Nov. 21, 2011: The supercommittee tasked with coming up with more than $1 trillion in deficit reduction fails, making sequestration law. The cuts still don’t take effect until Jan. 2, 2013, giving Congress more than a year to find a way to avoid them. President Obama says he will veto any bill that does not replace sequestration with “balanced” deficit reduction.
Dec. 14, 2011: McKeon introduces legislation to delay sequestration for one year, as it’s already becoming clear it will be difficult to get traction on avoiding the cuts until after the November 2012 elections. McCain introduces similar legislation in the Senate, but neither bill is embraced by party leadership and the measures go nowhere.
Jan. 26, 2012: Panetta introduces the 2013 Pentagon budget, which includes $487 billion in cuts over the next decade. GOP defense hawks are upset about those reductions, and vow not to let any more cuts happen through sequestration.
May 10, 2012: House Republicans pass a bill authored by Ryan that would do away with the first year of sequestration by making deeper non-defense discretionary cuts. The bill receives no Democratic support, but is used by Republicans to argue Obama has failed to act on the sequester while the GOP has.
May 18, 2012: A group of conservative Republicans and liberal Democrats join together to pass an across-the-board $1 billion cut to the Pentagon as an amendment on the House floor to the National Defense Authorization Act (NDAA), signaling that some Republicans support further cuts to the defense budget.
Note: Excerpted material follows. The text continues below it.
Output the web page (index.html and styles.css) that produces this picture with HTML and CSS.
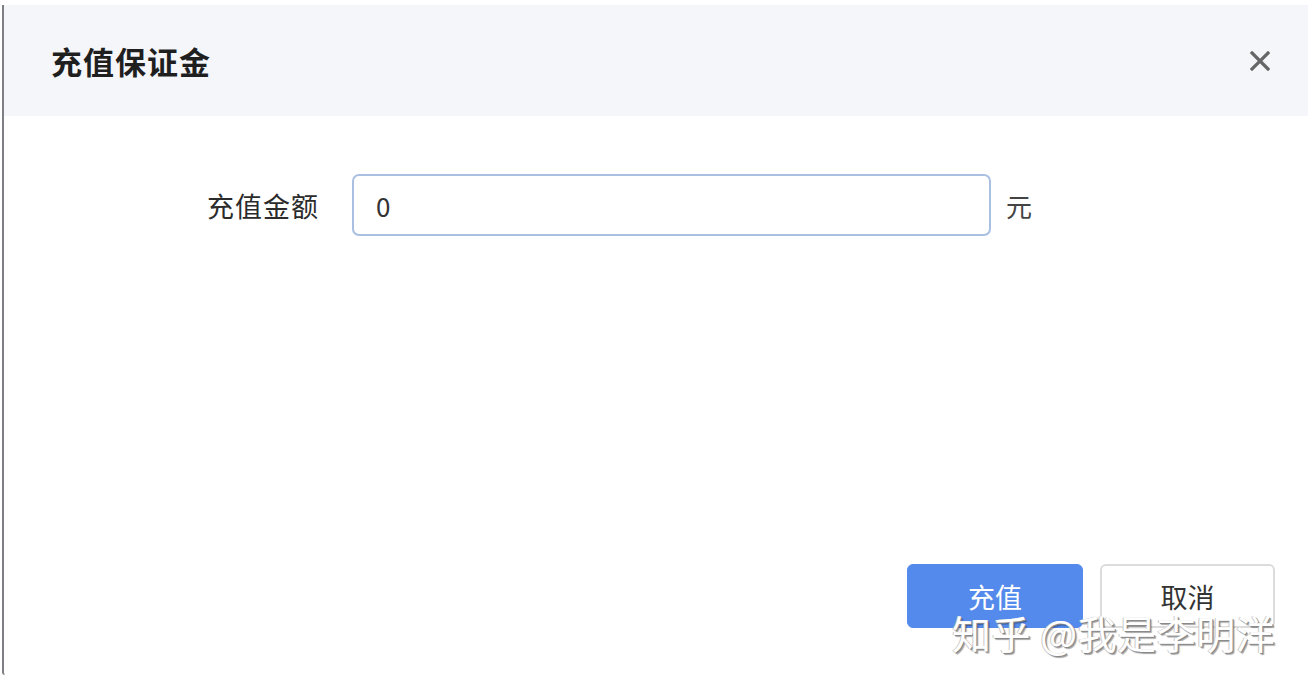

June 19, 2012: Lockheed Martin CEO Bob Stevens threatens to send out layoff notices to all 123,000 of his employees over sequestration days before the presidential election, setting off a partisan fight with the defense industry in the middle. The Obama administration gets defense firms to back off by agreeing to cover company costs under a law requiring notice for mass layoffs, prompting Republicans to accuse the White House of “bribery” ahead of the presidential election.
July 13, 2012: Mitt Romney attacks Obama on sequestration with an open letter in Virginia, saying, “Your insistence on slashing our military to pay the tab for your irresponsible spending could see over 200,000 troops forced from service.” He and other Republicans continue to criticize the president over the cuts to defense, citing industry studies that warn more than 1 million in job losses could occur under sequestration.
Oct. 23, 2012: In the third presidential debate, Romney accuses Obama of cutting the military through sequestration, prompting Obama to respond that sequestration “will not happen.” Republicans who have been critical of Obama over the cuts are surprised by the remark, accusing him once again of ignoring the problem throughout 2012 because of the election.
Nov. 12, 2012: The lame-duck session begins after Obama is reelected, but sequestration is barely mentioned in negotiations that focus on the expiring Bush tax rates. Defense firms and hawks in Congress begin to anticipate at least $100 billion in further Pentagon cuts if a grand bargain cannot be reached.
Dec. 18, 2012: Speaker John Boehner (R-Ohio) introduces “Plan B,” which initially does not address sequestration. A measure to delay the sequester cuts is eventually added, but the bill is withdrawn in the House due to lack of GOP support. At the same time, Graham — one of the most vocal opponents of sequester — says Boehner should “let it go through,” because a bad deal on entitlements is worse than the across-the-board cuts.
Dec. 31, 2012: As fiscal-cliff negotiations shift to Vice President Biden and Senate Minority Leader Mitch McConnell (R-Ky.), sequestration at first appears to be left out of a deal on the Bush tax rates — but it’s ultimately included at the eleventh hour. The agreement delays sequestration for two months, pushing the deadline back to March 1.
Jan. 7, 2013: Boehner tells The Wall Street Journal that the willingness of Republicans to let sequestration happen was “as much leverage as we’re going to get” with Democrats and the White House. Boehner says Democrats were concerned about the cuts to domestic programs. Boehner also says he has support from defense hawks in his “back pocket,” but two defense hawks say they are opposed to using national security “as a bargaining chip.”
Jan. 10, 2013: The Pentagon announces it’s making pre-emptive moves due to the potential that sequestration will take effect in March, which include a hiring freeze, termination of civilian temporary workers, furloughs and other budget-slimming measures. The moves are a shift in tactics for the Pentagon, which did not begin planning for the cuts until the initial January deadline was just weeks away.
Jan. 23, 2013: The House passes a bill to extend the debt limit through mid-May, which separates the debt-ceiling and sequester deadlines. Sequestration is now the next major deadline on March 1, followed by the expiration of the continuing resolution on March 27.
Jan. 27, 2013: Ryan, the GOP’s budget guru, says that he thinks “sequester is going to happen.” He blames Democrats, accusing them of opposing GOP efforts to replace the cuts. With the sequestration deadline a little over four weeks away, there appears to be little momentum in Congress or the White House to stop the cuts.